Professor Jane Winn recently published a chapter in the book, Challenges of Privacy and Data Protection Law – Perspectives of European and North American Law [Défis du droit à la protection de la vie privée] (Cahiers du Centre de Recherches Informatique et Droit, Bruylant, 2008).
Professor Winn’s chapter, entitled “Can a Duty of Information Security Become Special Protection for Sensitive Data Under U.S. Law?” discusses the United State’s approach to information privacy law. According to Winn, U.S. information privacy law is made up of a number of individual and very specific information security laws. Winn discusses the information privacy protections of the Fair Credit Reporting Act, the Video Privacy Protection Act, the Children’s Online Privacy Protection Act, the Health Insurance Portability and Accountability Act, the Gramm-Leach Bliley Act, and the Federal Information Security Management Act, in particular.
Winn asserts that the United States' piecemeal approach to creating information privacy laws has created a “de facto” category of sensitive data.

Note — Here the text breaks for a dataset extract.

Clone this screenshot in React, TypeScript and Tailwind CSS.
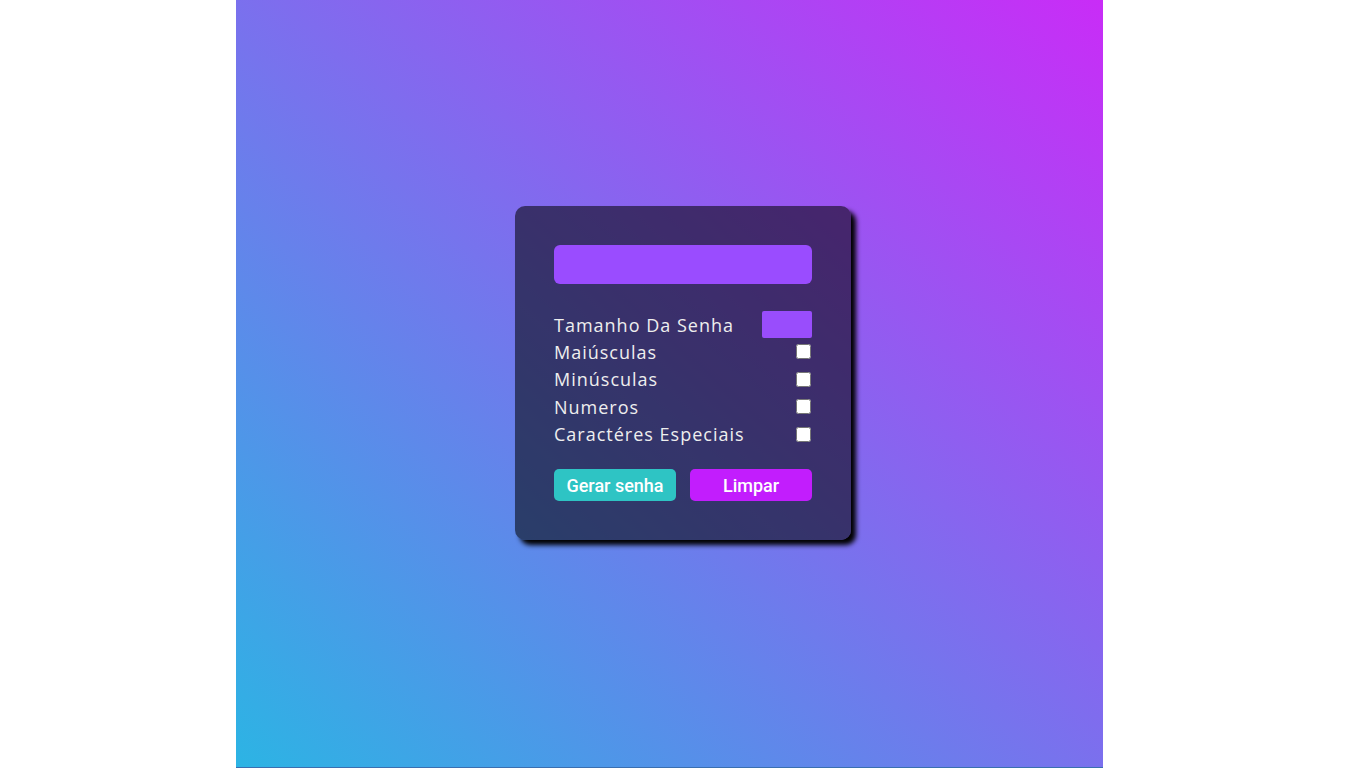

European countries, on the other hand, have opted instead for a “de jure” category of sensitive data, created in part by Article 8 of the EU Data Protection Directive, which establishes a special category of sensitive data that is subject to higher levels of protection.
Winn argues that emerging U.S. information security law “is not intended to prevent the collection and use of personal financial information, but rather to prevent clearly unauthorized uses. The commodification of personal financial information plays an essential role in the sociology of consumption in the US today, and few US consumers would support an information privacy law reform that would threaten to radically curtail their current consumption behavior” (p. 257).